'''

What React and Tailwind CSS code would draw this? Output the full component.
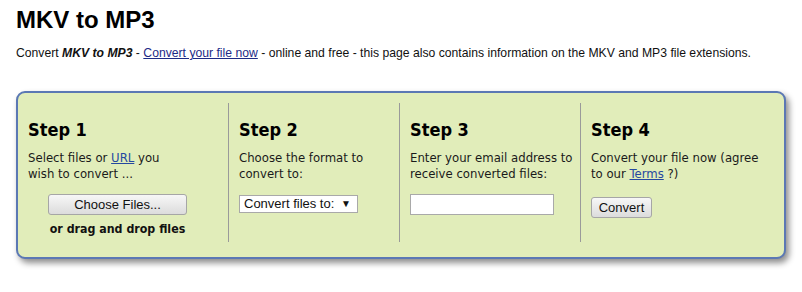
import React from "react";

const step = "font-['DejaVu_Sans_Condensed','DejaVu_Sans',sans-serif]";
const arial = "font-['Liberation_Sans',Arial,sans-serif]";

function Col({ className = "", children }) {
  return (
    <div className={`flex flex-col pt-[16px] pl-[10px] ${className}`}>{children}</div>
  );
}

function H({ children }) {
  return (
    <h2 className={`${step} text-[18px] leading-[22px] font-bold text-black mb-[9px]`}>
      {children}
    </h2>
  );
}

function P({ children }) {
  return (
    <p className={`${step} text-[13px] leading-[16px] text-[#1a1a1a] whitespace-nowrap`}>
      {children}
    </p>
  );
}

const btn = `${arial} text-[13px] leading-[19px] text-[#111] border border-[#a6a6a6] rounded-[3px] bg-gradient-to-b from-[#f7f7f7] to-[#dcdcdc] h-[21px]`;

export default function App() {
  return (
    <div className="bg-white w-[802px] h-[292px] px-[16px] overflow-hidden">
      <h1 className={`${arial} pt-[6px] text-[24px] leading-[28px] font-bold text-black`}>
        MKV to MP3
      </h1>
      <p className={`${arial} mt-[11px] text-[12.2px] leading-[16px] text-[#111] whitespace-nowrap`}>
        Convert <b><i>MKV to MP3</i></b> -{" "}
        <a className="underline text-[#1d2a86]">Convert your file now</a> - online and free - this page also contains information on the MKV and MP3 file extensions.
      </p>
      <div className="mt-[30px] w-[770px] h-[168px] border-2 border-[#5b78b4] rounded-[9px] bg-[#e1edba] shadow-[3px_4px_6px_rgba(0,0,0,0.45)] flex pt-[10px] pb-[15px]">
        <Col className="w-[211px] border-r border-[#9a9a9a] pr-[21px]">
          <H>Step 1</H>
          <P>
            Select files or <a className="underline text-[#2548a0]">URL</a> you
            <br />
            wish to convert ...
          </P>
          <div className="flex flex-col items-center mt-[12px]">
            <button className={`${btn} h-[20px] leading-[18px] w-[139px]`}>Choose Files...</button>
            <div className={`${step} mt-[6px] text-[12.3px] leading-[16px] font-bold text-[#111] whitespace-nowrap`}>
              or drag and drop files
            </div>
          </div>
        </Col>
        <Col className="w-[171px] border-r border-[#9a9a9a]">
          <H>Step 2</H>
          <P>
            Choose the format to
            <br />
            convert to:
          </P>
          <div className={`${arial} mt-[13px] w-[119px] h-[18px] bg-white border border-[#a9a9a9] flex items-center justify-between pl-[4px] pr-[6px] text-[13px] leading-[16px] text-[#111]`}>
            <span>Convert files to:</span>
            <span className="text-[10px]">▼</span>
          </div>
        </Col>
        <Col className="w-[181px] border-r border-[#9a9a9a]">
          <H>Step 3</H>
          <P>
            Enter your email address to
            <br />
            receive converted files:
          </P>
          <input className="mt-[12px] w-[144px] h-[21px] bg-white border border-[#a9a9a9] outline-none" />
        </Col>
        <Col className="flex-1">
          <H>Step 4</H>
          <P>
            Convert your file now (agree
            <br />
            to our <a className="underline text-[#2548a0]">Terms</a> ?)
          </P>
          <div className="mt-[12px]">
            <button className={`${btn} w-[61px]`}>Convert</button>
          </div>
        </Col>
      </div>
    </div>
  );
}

'''
'''

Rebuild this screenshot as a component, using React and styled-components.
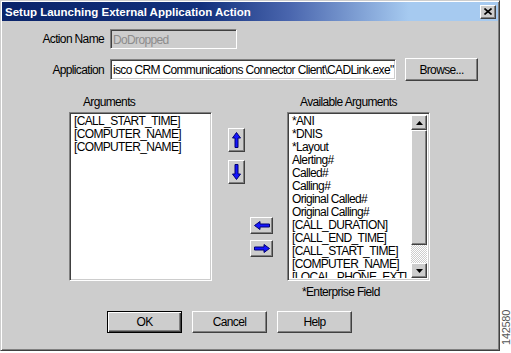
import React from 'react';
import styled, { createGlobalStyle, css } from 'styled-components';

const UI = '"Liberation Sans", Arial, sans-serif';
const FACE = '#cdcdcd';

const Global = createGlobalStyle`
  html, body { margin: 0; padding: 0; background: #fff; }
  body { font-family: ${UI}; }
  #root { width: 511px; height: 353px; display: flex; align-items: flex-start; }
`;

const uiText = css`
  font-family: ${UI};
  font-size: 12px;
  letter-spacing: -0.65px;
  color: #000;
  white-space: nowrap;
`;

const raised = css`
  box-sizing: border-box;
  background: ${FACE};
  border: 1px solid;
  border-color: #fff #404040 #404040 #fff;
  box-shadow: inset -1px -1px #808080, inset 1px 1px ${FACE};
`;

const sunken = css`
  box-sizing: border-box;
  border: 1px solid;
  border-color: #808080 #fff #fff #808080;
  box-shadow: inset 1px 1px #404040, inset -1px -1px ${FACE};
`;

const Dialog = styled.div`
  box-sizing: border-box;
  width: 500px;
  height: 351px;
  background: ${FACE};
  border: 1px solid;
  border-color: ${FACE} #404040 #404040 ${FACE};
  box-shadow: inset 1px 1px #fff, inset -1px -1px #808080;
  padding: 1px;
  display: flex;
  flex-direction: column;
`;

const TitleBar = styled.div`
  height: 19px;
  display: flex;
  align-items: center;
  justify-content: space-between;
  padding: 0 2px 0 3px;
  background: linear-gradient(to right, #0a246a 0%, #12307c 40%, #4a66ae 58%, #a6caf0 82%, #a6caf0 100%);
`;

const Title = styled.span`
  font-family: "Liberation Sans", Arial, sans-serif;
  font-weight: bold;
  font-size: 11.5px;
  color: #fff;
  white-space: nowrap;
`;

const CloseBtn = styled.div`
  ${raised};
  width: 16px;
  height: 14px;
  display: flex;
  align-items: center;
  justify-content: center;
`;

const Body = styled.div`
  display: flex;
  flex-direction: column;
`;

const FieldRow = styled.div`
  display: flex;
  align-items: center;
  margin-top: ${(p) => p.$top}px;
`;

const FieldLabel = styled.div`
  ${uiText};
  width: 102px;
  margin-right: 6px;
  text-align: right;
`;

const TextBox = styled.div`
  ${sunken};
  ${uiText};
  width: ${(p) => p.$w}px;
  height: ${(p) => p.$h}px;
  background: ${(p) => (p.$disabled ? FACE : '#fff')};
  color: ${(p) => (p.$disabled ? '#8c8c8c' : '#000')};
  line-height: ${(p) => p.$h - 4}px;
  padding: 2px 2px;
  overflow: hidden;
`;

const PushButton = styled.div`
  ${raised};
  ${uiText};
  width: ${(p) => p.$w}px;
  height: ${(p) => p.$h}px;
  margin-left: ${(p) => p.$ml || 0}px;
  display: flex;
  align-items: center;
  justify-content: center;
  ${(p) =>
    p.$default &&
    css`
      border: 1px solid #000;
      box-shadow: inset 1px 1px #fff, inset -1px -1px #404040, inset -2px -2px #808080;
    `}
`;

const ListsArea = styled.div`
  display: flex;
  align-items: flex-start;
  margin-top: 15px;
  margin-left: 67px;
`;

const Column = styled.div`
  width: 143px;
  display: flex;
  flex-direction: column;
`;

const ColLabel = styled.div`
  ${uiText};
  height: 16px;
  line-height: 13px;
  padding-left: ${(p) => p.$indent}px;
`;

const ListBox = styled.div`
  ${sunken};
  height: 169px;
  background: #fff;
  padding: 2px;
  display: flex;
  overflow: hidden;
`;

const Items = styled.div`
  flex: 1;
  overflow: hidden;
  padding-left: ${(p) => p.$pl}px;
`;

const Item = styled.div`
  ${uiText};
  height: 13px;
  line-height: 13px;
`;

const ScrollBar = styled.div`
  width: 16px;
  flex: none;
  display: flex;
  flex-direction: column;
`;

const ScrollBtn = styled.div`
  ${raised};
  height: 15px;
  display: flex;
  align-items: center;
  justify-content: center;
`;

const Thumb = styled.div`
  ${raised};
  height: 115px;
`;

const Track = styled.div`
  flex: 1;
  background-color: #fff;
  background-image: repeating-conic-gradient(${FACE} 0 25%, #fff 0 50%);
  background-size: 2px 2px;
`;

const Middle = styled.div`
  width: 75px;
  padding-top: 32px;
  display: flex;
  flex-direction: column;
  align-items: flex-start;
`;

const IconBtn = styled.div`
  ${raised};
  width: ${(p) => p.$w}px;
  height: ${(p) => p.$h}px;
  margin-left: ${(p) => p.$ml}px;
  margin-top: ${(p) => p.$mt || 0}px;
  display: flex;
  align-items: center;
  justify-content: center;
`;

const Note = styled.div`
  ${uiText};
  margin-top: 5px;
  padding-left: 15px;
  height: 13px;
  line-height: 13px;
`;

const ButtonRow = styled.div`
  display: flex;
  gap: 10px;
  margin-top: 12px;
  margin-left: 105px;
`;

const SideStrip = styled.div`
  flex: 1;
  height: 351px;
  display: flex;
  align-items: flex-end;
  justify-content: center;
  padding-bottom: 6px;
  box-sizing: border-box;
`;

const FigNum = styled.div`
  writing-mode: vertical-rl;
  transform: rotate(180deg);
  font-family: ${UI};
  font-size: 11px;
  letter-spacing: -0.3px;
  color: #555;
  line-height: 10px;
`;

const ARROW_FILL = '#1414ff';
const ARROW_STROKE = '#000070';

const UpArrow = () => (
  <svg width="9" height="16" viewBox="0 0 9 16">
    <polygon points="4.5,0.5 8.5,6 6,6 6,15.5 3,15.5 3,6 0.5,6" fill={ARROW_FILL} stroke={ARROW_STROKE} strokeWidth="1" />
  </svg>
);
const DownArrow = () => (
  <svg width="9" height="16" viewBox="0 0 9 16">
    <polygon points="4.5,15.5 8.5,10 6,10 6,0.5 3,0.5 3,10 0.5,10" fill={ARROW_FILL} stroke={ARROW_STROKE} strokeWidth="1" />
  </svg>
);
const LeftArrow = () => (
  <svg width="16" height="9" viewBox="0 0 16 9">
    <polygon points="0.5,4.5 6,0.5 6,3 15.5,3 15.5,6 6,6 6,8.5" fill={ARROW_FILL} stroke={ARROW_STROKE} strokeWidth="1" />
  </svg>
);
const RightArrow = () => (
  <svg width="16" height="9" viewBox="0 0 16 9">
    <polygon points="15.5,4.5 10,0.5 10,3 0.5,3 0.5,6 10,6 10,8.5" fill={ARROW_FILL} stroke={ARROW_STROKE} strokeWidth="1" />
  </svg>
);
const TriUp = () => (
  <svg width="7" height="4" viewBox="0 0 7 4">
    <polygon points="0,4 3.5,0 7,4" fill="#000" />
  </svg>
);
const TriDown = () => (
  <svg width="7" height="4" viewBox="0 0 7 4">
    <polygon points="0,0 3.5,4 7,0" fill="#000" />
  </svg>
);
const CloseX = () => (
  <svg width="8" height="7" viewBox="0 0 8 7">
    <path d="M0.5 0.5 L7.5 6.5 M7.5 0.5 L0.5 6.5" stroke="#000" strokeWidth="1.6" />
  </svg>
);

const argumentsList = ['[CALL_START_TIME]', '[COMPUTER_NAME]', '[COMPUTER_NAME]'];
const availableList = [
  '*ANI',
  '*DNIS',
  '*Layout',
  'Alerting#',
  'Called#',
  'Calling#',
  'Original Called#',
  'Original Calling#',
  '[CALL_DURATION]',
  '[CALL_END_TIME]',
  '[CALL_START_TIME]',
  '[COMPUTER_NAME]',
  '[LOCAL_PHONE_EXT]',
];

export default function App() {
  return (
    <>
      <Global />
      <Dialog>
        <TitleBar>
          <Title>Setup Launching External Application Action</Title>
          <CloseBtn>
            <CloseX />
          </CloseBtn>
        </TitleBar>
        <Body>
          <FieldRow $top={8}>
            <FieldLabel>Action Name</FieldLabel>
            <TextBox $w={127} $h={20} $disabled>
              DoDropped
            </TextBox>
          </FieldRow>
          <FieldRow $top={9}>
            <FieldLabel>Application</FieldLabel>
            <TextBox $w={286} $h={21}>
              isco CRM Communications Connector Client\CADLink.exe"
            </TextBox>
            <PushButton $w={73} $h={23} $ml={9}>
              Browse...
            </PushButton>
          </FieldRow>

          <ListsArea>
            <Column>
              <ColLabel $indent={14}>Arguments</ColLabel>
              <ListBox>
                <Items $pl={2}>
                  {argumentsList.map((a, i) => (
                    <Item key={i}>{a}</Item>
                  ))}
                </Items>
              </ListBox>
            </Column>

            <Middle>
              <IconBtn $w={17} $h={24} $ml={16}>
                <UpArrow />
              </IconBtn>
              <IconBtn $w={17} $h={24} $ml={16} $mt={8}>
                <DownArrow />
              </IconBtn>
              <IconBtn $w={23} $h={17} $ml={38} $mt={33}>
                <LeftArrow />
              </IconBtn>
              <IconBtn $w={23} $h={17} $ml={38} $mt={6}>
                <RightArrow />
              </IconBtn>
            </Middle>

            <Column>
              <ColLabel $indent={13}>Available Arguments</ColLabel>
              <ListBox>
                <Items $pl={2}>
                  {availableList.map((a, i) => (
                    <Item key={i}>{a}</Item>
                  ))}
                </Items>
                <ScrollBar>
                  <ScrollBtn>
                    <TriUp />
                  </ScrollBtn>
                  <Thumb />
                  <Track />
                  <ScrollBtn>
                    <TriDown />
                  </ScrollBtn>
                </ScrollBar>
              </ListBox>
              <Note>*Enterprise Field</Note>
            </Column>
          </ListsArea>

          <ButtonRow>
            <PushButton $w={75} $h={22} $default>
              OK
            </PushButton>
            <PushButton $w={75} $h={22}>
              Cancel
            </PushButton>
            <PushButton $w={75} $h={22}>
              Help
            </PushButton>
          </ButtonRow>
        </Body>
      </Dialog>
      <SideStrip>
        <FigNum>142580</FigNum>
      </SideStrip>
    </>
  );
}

'''
'''

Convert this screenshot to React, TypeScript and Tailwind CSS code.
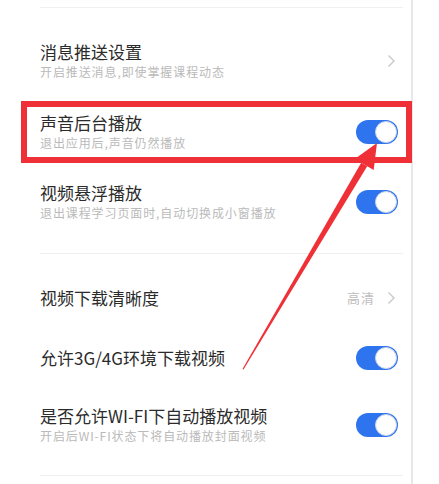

'''

• [To do] Your task is to reproduce only the lines from the one with "Rebuild this screenshot" through the one with "const FACE = '#cdcdcd';", keeping both ends. Skip every picture.

• [Exercise output]
Rebuild this screenshot as a component, using React and styled-components.
import React from 'react';
import styled, { createGlobalStyle, css } from 'styled-components';

const UI = '"Liberation Sans", Arial, sans-serif';
const FACE = '#cdcdcd';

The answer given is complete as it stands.